Maître Patrick Maisonneuve, de Maître Achoui au juge Burgaud

M° Patrick Maisonneuve défend toutes les robes avec la même force, la même virulence, la même croyance. Qu'elle soit celle de l'avocat comme c'est le cas actuellement devant les assises de Paris où il est le conseil de M° Karim Achoui. Ou bien qu'elle soit celle du magistrat comme ce sera le cas pour le juge Fabrice Burgaud du 16 au 20 février prochain lors de l'audience disciplinaire devant le CSM. Ces deux hommes aujourd'hui sont cloués au pilori. Le premier a la réputation d'être un avocat trop proche du grand banditisme. Le second incarne la catastrophe judiciaire de ces dernières années. Aux yeux de certains, ils sont tous deux indéfendables. M° Maisonneuve relève le défi. 

Il fait partie de ces avocats qui aiment les combats difficiles. Même si lorsqu'il se retrouve devant les jurés, cela lui donne la peur au ventre. C'est ce qu'il avoue ce matin aux jurés parisiens qui continuent de juger les 21 accusés du dossier Ferrara. "Plaider devant une cour d'assises est toujours très difficile. Plaider pour un avocat qui comparait devant vous est encore plus difficile" lance la voix émue M° Maisonneuve.

Avec M° Francis Pudlowski et M° Francis Spziner, il assure la défense de M° Karim Achoui. Ce dernier est poursuivi pour complicité de tentative d'assassinat. Sur le papier, il encourt la perpétuité. L'avocat général lors de ses réquisitions a baissé la barre. Il ne retient plus que l'association de malfaiteurs et requiert 7 ans d'emprisonnement.

"Vous avez entre vos mains sa liberté. Vous avez entre votre mains sa vie ou sa mort"  plaide en s'adressant aux 12 jurés populaires l'avocat en robe qui défend l'avocat vêtu d'un costume sombre.

Pendant une heure, M° Patrick Maisonneuve va, avec force et conviction, démonté le dossier d'accusation.

Il va d'abord se livrer à un cours à l'intention des jurés. Leur raconter, les informer de ce qu'est le quotidien d'un avocat, dans son cabinet, avec ses collaborateurs, lors de ses visites régulières en détention. L'accusation relève comme élément à charge contre M° Achoui d'avoir demandé à un de ses collaborateurs de se rendre au parloir pour informer Ferrara que le lendemain, il serait extrait de sa cellule pour un rendez-vous au TGI. Pour l'accusation, cela constitue le "top départ" de l'évasion donné à Ferrara.
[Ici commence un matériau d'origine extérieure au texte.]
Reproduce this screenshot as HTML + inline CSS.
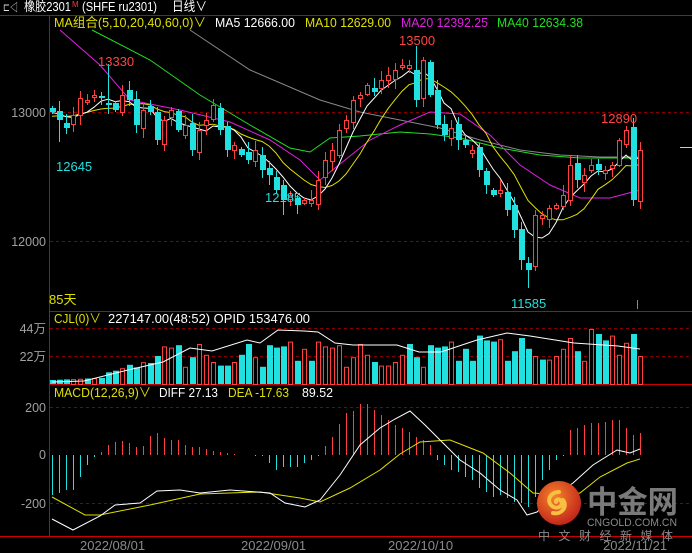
<!DOCTYPE html>
<html><head><meta charset="utf-8">
<style>
html,body{margin:0;padding:0;background:#000;width:692px;height:553px;overflow:hidden}
svg{display:block;font-family:"Liberation Sans","Noto Sans CJK SC",sans-serif}
</style></head><body>
<svg id="s" width="692" height="553" viewBox="0 0 692 553" xmlns="http://www.w3.org/2000/svg" font-size="13">
<rect width="692" height="553" fill="#000"/>
<text x="3" y="11" fill="#ddd" font-size="11" textLength="15" lengthAdjust="spacingAndGlyphs">⊏◁</text>
<text x="24" y="11" fill="#fff" textLength="47" lengthAdjust="spacingAndGlyphs">橡胶2301</text>
<text x="72" y="7" fill="#f33" font-size="8">M</text>
<text x="82" y="11" fill="#fff" textLength="75" lengthAdjust="spacingAndGlyphs">(SHFE ru2301)</text>
<text x="172" y="11" fill="#fff" textLength="35" lengthAdjust="spacingAndGlyphs">日线∨</text>
<line x1="0" y1="15.5" x2="692" y2="15.5" stroke="#c00"/>
<line x1="49.5" y1="16" x2="49.5" y2="537" stroke="#c00"/>
<line x1="49" y1="311.5" x2="692" y2="311.5" stroke="#c00"/>
<line x1="49" y1="384.5" x2="692" y2="384.5" stroke="#c00"/>
<line x1="0" y1="536.5" x2="692" y2="536.5" stroke="#c00"/>
<g stroke="#800" stroke-dasharray="3,3">
<line x1="50" y1="112.5" x2="692" y2="112.5"/>
<line x1="50" y1="241.5" x2="692" y2="241.5"/>
<line x1="50" y1="328.5" x2="692" y2="328.5"/>
<line x1="50" y1="356.5" x2="692" y2="356.5"/>
<line x1="50" y1="407.5" x2="692" y2="407.5"/>
<line x1="50" y1="503.5" x2="692" y2="503.5"/>
</g>
<g fill="#a0a0a0" text-anchor="end" font-size="12.5">
<text x="46" y="117">13000</text>
<text x="46" y="246">12000</text>
<text x="46" y="333">44万</text>
<text x="46" y="361">22万</text>
<text x="46" y="412">200</text>
<text x="46" y="459">0</text>
<text x="46" y="508">-200</text>
</g>
<g>
<text x="54" y="27" fill="#e0e000" textLength="152" lengthAdjust="spacingAndGlyphs">MA组合(5,10,20,40,60,0)∨</text>
<text x="215" y="27" fill="#fff" textLength="80" lengthAdjust="spacingAndGlyphs">MA5 12666.00</text>
<text x="305" y="27" fill="#e0e000" textLength="86" lengthAdjust="spacingAndGlyphs">MA10 12629.00</text>
<text x="401" y="27" fill="#e020e0" textLength="87" lengthAdjust="spacingAndGlyphs">MA20 12392.25</text>
<text x="497" y="27" fill="#20e020" textLength="86" lengthAdjust="spacingAndGlyphs">MA40 12634.38</text>
<text x="54" y="323" fill="#e0e000" textLength="47" lengthAdjust="spacingAndGlyphs">CJL(0)∨</text>
<text x="108" y="323" fill="#fff" textLength="202" lengthAdjust="spacingAndGlyphs">227147.00(48:52)  OPID 153476.00</text>
<text x="54" y="397" fill="#e0e000" textLength="97" lengthAdjust="spacingAndGlyphs">MACD(12,26,9)∨</text>
<text x="159" y="397" fill="#fff" textLength="59" lengthAdjust="spacingAndGlyphs">DIFF 27.13</text>
<text x="228" y="397" fill="#e0e000" textLength="61" lengthAdjust="spacingAndGlyphs">DEA -17.63</text>
<text x="302" y="397" fill="#fff" textLength="31" lengthAdjust="spacingAndGlyphs">89.52</text>
</g>
<g id="c"></g>
<g fill="#f44" font-size="13">
<text x="98" y="66">13330</text><text x="399" y="45">13500</text><text x="601" y="123">12890</text>
</g>
<g fill="#20e0e0" font-size="13">
<text x="56" y="171">12645</text><text x="265" y="202">12185</text><text x="511" y="308">11585</text>
</g>
<text x="49" y="304" fill="#e0e000">85天</text>
<line x1="680" y1="147.5" x2="692" y2="147.5" stroke="#ccc"/>
<line x1="637.5" y1="300" x2="637.5" y2="309" stroke="#888"/>
<g fill="#8a8a8a" font-size="13">
<text x="80" y="550">2022/08/01</text><text x="241" y="550">2022/09/01</text>
<text x="388" y="550">2022/10/10</text><text x="603" y="550">2022/11/21</text>
</g>
<defs><radialGradient id="g" cx="0.4" cy="0.35" r="0.7"><stop offset="0" stop-color="#f5822a"/><stop offset="1" stop-color="#c0201a"/></radialGradient></defs>
<circle cx="559" cy="503" r="22" fill="url(#g)"/>
<path d="M559 492c-9 0-13 9-7 14 5 4 12 0 9-5-2-3-6-1-5 1M563 500c5 6-1 15-10 13" stroke="#f8c040" stroke-width="4" fill="none" stroke-linecap="round"/>
<text x="587" y="513" fill="#7a7a7a" font-size="31" font-weight="bold" textLength="91" lengthAdjust="spacingAndGlyphs">中金网</text>
<text x="587" y="526" fill="#8a8a8a" font-size="11" textLength="90" lengthAdjust="spacingAndGlyphs">CNGOLD.COM.CN</text>
<text x="538" y="540" fill="#8a8a8a" font-size="12" textLength="135" lengthAdjust="spacing">中文财经新媒体</text>
</svg>
<script>
(function(){
var NS="http://www.w3.org/2000/svg",G=document.getElementById('c');
function el(t,a){var e=document.createElementNS(NS,t);for(var k in a)e.setAttribute(k,String(a[k]));G.appendChild(e);return e}
function pl(pts,c){el('polyline',{points:pts,fill:'none',stroke:c,'stroke-width':1})}
var C=[112,120,128,115,98,100,95,98,105,110,95,100,125,110,112,140,120,110,130,125,150,130,120,105,130,150,145,155,160,150,170,175,190,200,195,205,200,200,180,160,150,130,120,100,95,85,92,80,75,70,65,65,100,60,95,125,135,128,140,145,150,170,185,195,190,210,230,260,270,215,215,208,205,195,165,180,175,165,170,170,165,140,130,200,150];
function X(i){return 52+7*i}
var ext=[125,125,122,120,118,115,114,113,112,112].concat(C);
function ma(n){var p=[];for(var i=0;i<C.length;i++){var s=0;for(var j=0;j<n;j++)s+=ext[i+10-j];p.push(X(i)+','+(s/n).toFixed(1))}return p.join(' ')}
pl("190,30 250,70 320,100 360,112 400,120 440,128 480,140 520,150 560,155 600,157 640,157",'#888');
pl("92,30 150,60 200,95 250,125 290,148 310,152 330,138 360,136 400,132 430,134 460,138 500,148 540,155 580,158 640,158",'#20e020');
pl("60,30 100,65 130,100 180,110 230,122 270,140 300,160 320,180 345,160 370,140 400,125 430,112 460,114 490,135 520,165 550,185 580,198 610,198 640,190",'#e020e0');
pl(ma(10),'#e0e000');
pl(ma(5),'#fff');
for(var i=0;i<C.length;i++){
 var cl=C[i];
 var op=(i>0)?(C[i-1]+((i*37)%11-5)):108;
 if(Math.abs(op-cl)<2)op=cl+3;
 var up=cl<op,tp=Math.min(op,cl),bt=Math.max(op,cl),x=X(i);
 var hi=tp-2-((i*53)%9),lo=bt+2+((i*29)%9);
 if(i==8)hi=64;if(i==52)hi=46;if(i==82)hi=126;if(i==68)lo=288;if(i==33)lo=215;if(i==1)lo=142;
 var col=up?'#ff4040':'#20e0e0';
 el('line',{x1:x+0.5,y1:hi,x2:x+0.5,y2:lo,stroke:col});
 if(up)el('rect',{x:x-1.5,y:tp+0.5,width:4,height:bt-tp,fill:'#000',stroke:col});
 else el('rect',{x:x-2,y:tp,width:6,height:bt-tp,fill:col});
}
for(var i=0;i<C.length;i++){
 var hv=((i*i*13+i*7+5)%23);
 var h=i<8?4+i*0.3:(i<16?6+(i-8)*2.2+hv*0.3:Math.min(52,16+hv*1.2+(i>60?6:0)));
 if(i==77)h=55;if(i==78)h=50;if(i==83)h=50;if(i==84)h=28;
 var up=i>0&&C[i]<C[i-1],col=up?'#ff4040':'#20e0e0',x=X(i);
 if(up)el('rect',{x:x-1.5,y:384.5-h,width:4,height:h,fill:'#000',stroke:col});
 else el('rect',{x:x-2,y:384-h,width:6,height:h,fill:col});
}
pl("52,382 84,381 128,370 163,362 190,348 212,351 247,340 260,343 278,330 304,331 318,332 335,343 353,345 397,345 419,352 441,352 477,340 507,333 530,336 574,343 618,346 640,349",'#fff');
var H=[495,493,490,490,477,465,457,452,445,442,441,443,447,446,436,433,438,440,440,445,447,447,449,451,452,453,454,455,455,456,456,463,470,467,467,467,463,460,456,446,437,424,413,411,404,404,410,415,420,425,428,432,437,440,445,460,465,470,472,477,480,488,492,497,495,498,502,503,507,497,480,470,460,456,430,428,425,423,423,422,420,420,428,435,433];
for(var i=0;i<H.length;i++){var x=X(i)+0.5;if(H[i]!=455)el('line',{x1:x,y1:455,x2:x,y2:H[i],stroke:H[i]<455?'#ff4040':'#20e0e0'})}
pl("52,497 85,515 100,515 150,505 200,494 260,492 300,498 320,502 350,488 380,470 400,454 420,442 450,440 483,453 510,473 533,493 560,495 580,493 600,477 627,463 640,459",'#e0e000');
pl("52,519 73,530 100,516 115,505 140,503 157,491 180,490 200,493 230,490 270,493 285,503 305,507 320,500 340,475 360,445 380,428 395,419 410,411 425,425 440,440 460,460 480,473 500,490 517,500 527,515 537,512 555,495 573,483 593,465 617,450 630,453 640,449",'#fff');
})();
</script>
</body></html>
M° Maisonneuve raye d'un trait de plume cet argument. "Envoyer un collaborateur visité un détenu au dernier moment, dans l'urgence, cela ne me choque pas. Nous le faisons régulièrement". détaille l'avocat. Il évoque à ce propos un souvenir personnel lorsque lui même était le collaborateur de Maître Philippe Lemaire. Ce dernier avait recu la visite d'un ami d'un de ses clients. L'ami en question s'inquiétait de l'état psychologique du détenu qui encourait une peine de réclusion criminelle à perpétuité. M° Lemaire dans le seul souci d'informer son client qu'il n'était pas oublié lui a écrit ces quelques mots: "on s'occupe de votre avenir". Quelques jours plus tard, le détenu s'est évadé. Le juge chargé de l'information s'est étonné auprès de M° Lemaire de la teneur de son courrier. " Un homme qui encourt perpétuité n'a pas d'avenir" lui a dit le magistrat. "Mais cela n'a pas été plus loin conclu M° Patrick Maisonneuve. M° Lemaire ne fut pas inquiété contrairement à M° Achoui aujourd'hui.

En regardant l'avocat général, M° Patrick Maisonneuve s'interroge à voix haute sur les zones d'ombre du dossier d'accusation. "Existe-t-il une trace d'une écoute téléphonique entre M° Achoui et un des membres du commando? A t-il assisté à une quelconque rencontre préparatoire de l'évasion? M° Achoui et Antonio Ferrara se sont-ils vus après les faits du 11 mars 2003? Quel mobile aurait poussé l'avocat à faire évader son client? Qu'est ce qui l'amène à se lancer dans une telle folie? On ne se pose même pas la question" argumente M° Maisonneuve. Evidemment, il n'aura jamais les réponses.

L'avocat finit sa plaidoirie dans une supplique. " Vous ne pouvez pas envoyer cet homme en prison, le casser professionnellement. Il ne faut pas que le pire arrive. Rendez-le à son gamin de 6 ans".

L'avocat de l'avocat a -t-il convaincu les jurés? Ils donneront leur réponse dans l'après-midi de samedi.